§ **GIVEN RECORDS**
====
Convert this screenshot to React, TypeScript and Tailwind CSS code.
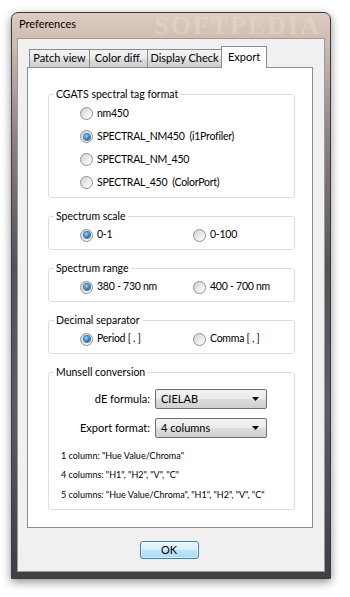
import type { ReactNode } from "react";

const ui = "font-['Lato','Open_Sans',sans-serif]";

function Radio({ checked = false }: { checked?: boolean }) {
  return (
    <span className="flex h-[13px] w-[13px] shrink-0 items-center justify-center rounded-full border border-[#8e8f8f] bg-[linear-gradient(135deg,#d0d0d0,#f4f4f4_70%,#ffffff)]">
      {checked ? (
        <span className="h-[6px] w-[6px] rounded-full bg-[radial-gradient(circle_at_40%_35%,#9fd8f5,#1f74b4_60%,#134f80)] shadow-[0_0_0_1px_#4a7fa6]" />
      ) : null}
    </span>
  );
}

function Option({ label, checked, className = "" }: { label: string; checked?: boolean; className?: string }) {
  return (
    <label className={`flex items-center gap-[4px] ${className}`}>
      <Radio checked={checked} />
      <span className="whitespace-pre text-[10.5px] tracking-[-0.25px]">{label}</span>
    </label>
  );
}

function Group({ title, children }: { title: string; children: ReactNode }) {
  return (
    <fieldset className="w-[247px] rounded-[3px] border border-[#d5dfe5]">
      <legend className="ml-[5px] px-[2px] text-[10.5px] leading-[16px]">{title}</legend>
      {children}
    </fieldset>
  );
}

function Select({ value }: { value: string }) {
  return (
    <div className="flex h-[20px] w-[112px] items-center justify-between rounded-[2px] border border-[#707070] bg-[linear-gradient(#f2f2f2,#ebebeb_50%,#dddddd_51%,#cfcfcf)] pl-[5px] pr-[7px] text-[11px]">
      <span>{value}</span>
      <svg width="7" height="4" viewBox="0 0 7 4">
        <path d="M0 0h7L3.5 4z" fill="#000" />
      </svg>
    </div>
  );
}

const tabs = [
  { label: "Patch view", w: "w-[61px]" },
  { label: "Color diff.", w: "w-[59px]" },
  { label: "Display Check", w: "w-[75px]" },
];

export default function App() {
  return (
    <div className={`h-[597px] w-[350px] overflow-hidden bg-white pl-[11px] pt-[12px] text-[10.5px] text-black ${ui}`}>
      <div className="flex h-[567px] w-[320px] flex-col rounded-t-[7px] border border-[#3a3a42] bg-[linear-gradient(#ddccc1,#cdb9ad_6%,#8d8185_22%,#55525a_45%,#5d5b63_70%,#3f3e46)] px-[5px] pb-[6px] shadow-[0_3px_10px_rgba(0,0,0,0.45)]">
        <div className="flex h-[25px] items-center justify-between pl-[2px] pr-[4px]">
          <span className="pb-[2px] text-[11px]">Preferences</span>
          <span className="font-['Liberation_Serif',serif] text-[26px] font-bold tracking-[2px] text-[#e4d7ce]/60">SOFTPEDIA</span>
        </div>

        <div className="flex flex-1 flex-col border border-[#9a9a9a] bg-[#f0f0f0] pl-[9px] pr-[11px] pt-[7px]">
          <div className="flex h-[21px] items-end pl-[2px]">
            {tabs.map((t) => (
              <div
                key={t.label}
                className={`-mr-px flex h-[18px] ${t.w} items-center justify-center whitespace-nowrap border border-b-0 border-[#898c95] bg-[linear-gradient(#f3f3f3,#ebebeb_50%,#dddddd_51%,#cfcfcf)] pb-[1px] text-[11px]`}
              >
                {t.label}
              </div>
            ))}
            <div className="relative z-10 -mb-px flex h-[22px] w-[46px] items-start justify-center border border-b-0 border-[#898c95] bg-white pt-[2px] text-[11px]">
              Export
            </div>
          </div>

          <div className="flex h-[461px] flex-col gap-[10px] border border-[#898c95] bg-white pl-[20px] pt-[18px]">
            <Group title="CGATS spectral tag format">
              <div className="flex flex-col pb-[3px] pl-[31px]">
                <Option label="nm450" className="h-[23px]" />
                <Option label="SPECTRAL_NM450  (i1Profiler)" checked className="h-[23px]" />
                <Option label="SPECTRAL_NM_450" className="h-[23px]" />
                <Option label="SPECTRAL_450  (ColorPort)" className="h-[23px]" />
              </div>
            </Group>

            <Group title="Spectrum scale">
              <div className="mb-[3px] flex h-[22px] pl-[31px]">
                <Option label="0-1" checked className="w-[113px]" />
                <Option label="0-100" />
              </div>
            </Group>

            <Group title="Spectrum range">
              <div className="mb-[3px] flex h-[22px] pl-[31px]">
                <Option label="380 - 730 nm" checked className="w-[113px]" />
                <Option label="400 - 700 nm" />
              </div>
            </Group>

            <Group title="Decimal separator">
              <div className="mb-[3px] flex h-[22px] pl-[31px]">
                <Option label="Period [ . ]" checked className="w-[113px]" />
                <Option label="Comma [ , ]" />
              </div>
            </Group>

            <Group title="Munsell conversion">
              <div className="mt-[9px] flex flex-col gap-[9px] text-[11px]">
                <div className="flex items-center gap-[5px]">
                  <span className="w-[101px] text-right">dE formula:</span>
                  <Select value="CIELAB" />
                </div>
                <div className="flex items-center gap-[5px]">
                  <span className="w-[101px] text-right">Export format:</span>
                  <Select value="4 columns" />
                </div>
              </div>
              <div className="mb-[5px] mt-[8px] flex flex-col pl-[12px] text-[9px]">
                <span className="h-[19px] leading-[19px]">1 column: "Hue Value/Chroma"</span>
                <span className="h-[20px] leading-[20px]">4 columns: "H1", "H2", "V", "C"</span>
                <span className="h-[19px] leading-[19px]">5 columns: "Hue Value/Chroma", "H1", "H2", "V", "C"</span>
              </div>
            </Group>
          </div>

          <div className="flex justify-center pr-[2px] pt-[13px]">
            <button
              type="button"
              className="h-[18px] w-[59px] rounded-[3px] border border-[#3c7fb1] bg-[linear-gradient(#eaf6fd,#d9f0fc_50%,#bee6fd_51%,#a7d9f5)] text-[11px] leading-[14px] shadow-[inset_0_0_0_1px_rgba(255,255,255,0.6)]"
            >
              OK
            </button>
          </div>
        </div>
      </div>
    </div>
  );
}
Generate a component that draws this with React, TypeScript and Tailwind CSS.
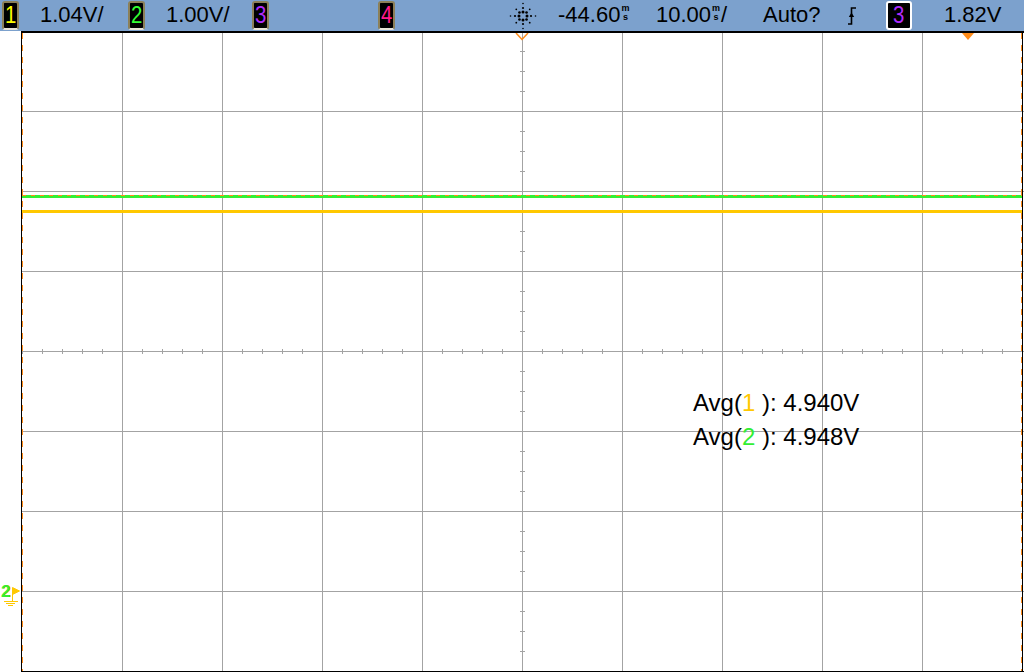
====
§ **EXERCISE BRIEF**
Your task is to repeat the material above exactly, without its pictures.

§ **SOLUTION BELOW**
Convert this screenshot to React, TypeScript and Tailwind CSS code.
import type { ReactNode } from "react";

const ui = "font-['Lato','Open_Sans',sans-serif]";

function Radio({ checked = false }: { checked?: boolean }) {
  return (
    <span className="flex h-[13px] w-[13px] shrink-0 items-center justify-center rounded-full border border-[#8e8f8f] bg-[linear-gradient(135deg,#d0d0d0,#f4f4f4_70%,#ffffff)]">
      {checked ? (
        <span className="h-[6px] w-[6px] rounded-full bg-[radial-gradient(circle_at_40%_35%,#9fd8f5,#1f74b4_60%,#134f80)] shadow-[0_0_0_1px_#4a7fa6]" />
      ) : null}
    </span>
  );
}

function Option({ label, checked, className = "" }: { label: string; checked?: boolean; className?: string }) {
  return (
    <label className={`flex items-center gap-[4px] ${className}`}>
      <Radio checked={checked} />
      <span className="whitespace-pre text-[10.5px] tracking-[-0.25px]">{label}</span>
    </label>
  );
}

function Group({ title, children }: { title: string; children: ReactNode }) {
  return (
    <fieldset className="w-[247px] rounded-[3px] border border-[#d5dfe5]">
      <legend className="ml-[5px] px-[2px] text-[10.5px] leading-[16px]">{title}</legend>
      {children}
    </fieldset>
  );
}

function Select({ value }: { value: string }) {
  return (
    <div className="flex h-[20px] w-[112px] items-center justify-between rounded-[2px] border border-[#707070] bg-[linear-gradient(#f2f2f2,#ebebeb_50%,#dddddd_51%,#cfcfcf)] pl-[5px] pr-[7px] text-[11px]">
      <span>{value}</span>
      <svg width="7" height="4" viewBox="0 0 7 4">
        <path d="M0 0h7L3.5 4z" fill="#000" />
      </svg>
    </div>
  );
}

const tabs = [
  { label: "Patch view", w: "w-[61px]" },
  { label: "Color diff.", w: "w-[59px]" },
  { label: "Display Check", w: "w-[75px]" },
];

export default function App() {
  return (
    <div className={`h-[597px] w-[350px] overflow-hidden bg-white pl-[11px] pt-[12px] text-[10.5px] text-black ${ui}`}>
      <div className="flex h-[567px] w-[320px] flex-col rounded-t-[7px] border border-[#3a3a42] bg-[linear-gradient(#ddccc1,#cdb9ad_6%,#8d8185_22%,#55525a_45%,#5d5b63_70%,#3f3e46)] px-[5px] pb-[6px] shadow-[0_3px_10px_rgba(0,0,0,0.45)]">
        <div className="flex h-[25px] items-center justify-between pl-[2px] pr-[4px]">
          <span className="pb-[2px] text-[11px]">Preferences</span>
          <span className="font-['Liberation_Serif',serif] text-[26px] font-bold tracking-[2px] text-[#e4d7ce]/60">SOFTPEDIA</span>
        </div>

        <div className="flex flex-1 flex-col border border-[#9a9a9a] bg-[#f0f0f0] pl-[9px] pr-[11px] pt-[7px]">
          <div className="flex h-[21px] items-end pl-[2px]">
            {tabs.map((t) => (
              <div
                key={t.label}
                className={`-mr-px flex h-[18px] ${t.w} items-center justify-center whitespace-nowrap border border-b-0 border-[#898c95] bg-[linear-gradient(#f3f3f3,#ebebeb_50%,#dddddd_51%,#cfcfcf)] pb-[1px] text-[11px]`}
              >
                {t.label}
              </div>
            ))}
            <div className="relative z-10 -mb-px flex h-[22px] w-[46px] items-start justify-center border border-b-0 border-[#898c95] bg-white pt-[2px] text-[11px]">
              Export
            </div>
          </div>

          <div className="flex h-[461px] flex-col gap-[10px] border border-[#898c95] bg-white pl-[20px] pt-[18px]">
            <Group title="CGATS spectral tag format">
              <div className="flex flex-col pb-[3px] pl-[31px]">
                <Option label="nm450" className="h-[23px]" />
                <Option label="SPECTRAL_NM450  (i1Profiler)" checked className="h-[23px]" />
                <Option label="SPECTRAL_NM_450" className="h-[23px]" />
                <Option label="SPECTRAL_450  (ColorPort)" className="h-[23px]" />
              </div>
            </Group>

            <Group title="Spectrum scale">
              <div className="mb-[3px] flex h-[22px] pl-[31px]">
                <Option label="0-1" checked className="w-[113px]" />
                <Option label="0-100" />
              </div>
            </Group>

            <Group title="Spectrum range">
              <div className="mb-[3px] flex h-[22px] pl-[31px]">
                <Option label="380 - 730 nm" checked className="w-[113px]" />
                <Option label="400 - 700 nm" />
              </div>
            </Group>

            <Group title="Decimal separator">
              <div className="mb-[3px] flex h-[22px] pl-[31px]">
                <Option label="Period [ . ]" checked className="w-[113px]" />
                <Option label="Comma [ , ]" />
              </div>
            </Group>

            <Group title="Munsell conversion">
              <div className="mt-[9px] flex flex-col gap-[9px] text-[11px]">
                <div className="flex items-center gap-[5px]">
                  <span className="w-[101px] text-right">dE formula:</span>
                  <Select value="CIELAB" />
                </div>
                <div className="flex items-center gap-[5px]">
                  <span className="w-[101px] text-right">Export format:</span>
                  <Select value="4 columns" />
                </div>
              </div>
              <div className="mb-[5px] mt-[8px] flex flex-col pl-[12px] text-[9px]">
                <span className="h-[19px] leading-[19px]">1 column: "Hue Value/Chroma"</span>
                <span className="h-[20px] leading-[20px]">4 columns: "H1", "H2", "V", "C"</span>
                <span className="h-[19px] leading-[19px]">5 columns: "Hue Value/Chroma", "H1", "H2", "V", "C"</span>
              </div>
            </Group>
          </div>

          <div className="flex justify-center pr-[2px] pt-[13px]">
            <button
              type="button"
              className="h-[18px] w-[59px] rounded-[3px] border border-[#3c7fb1] bg-[linear-gradient(#eaf6fd,#d9f0fc_50%,#bee6fd_51%,#a7d9f5)] text-[11px] leading-[14px] shadow-[inset_0_0_0_1px_rgba(255,255,255,0.6)]"
            >
              OK
            </button>
          </div>
        </div>
      </div>
    </div>
  );
}
Generate a component that draws this with React, TypeScript and Tailwind CSS.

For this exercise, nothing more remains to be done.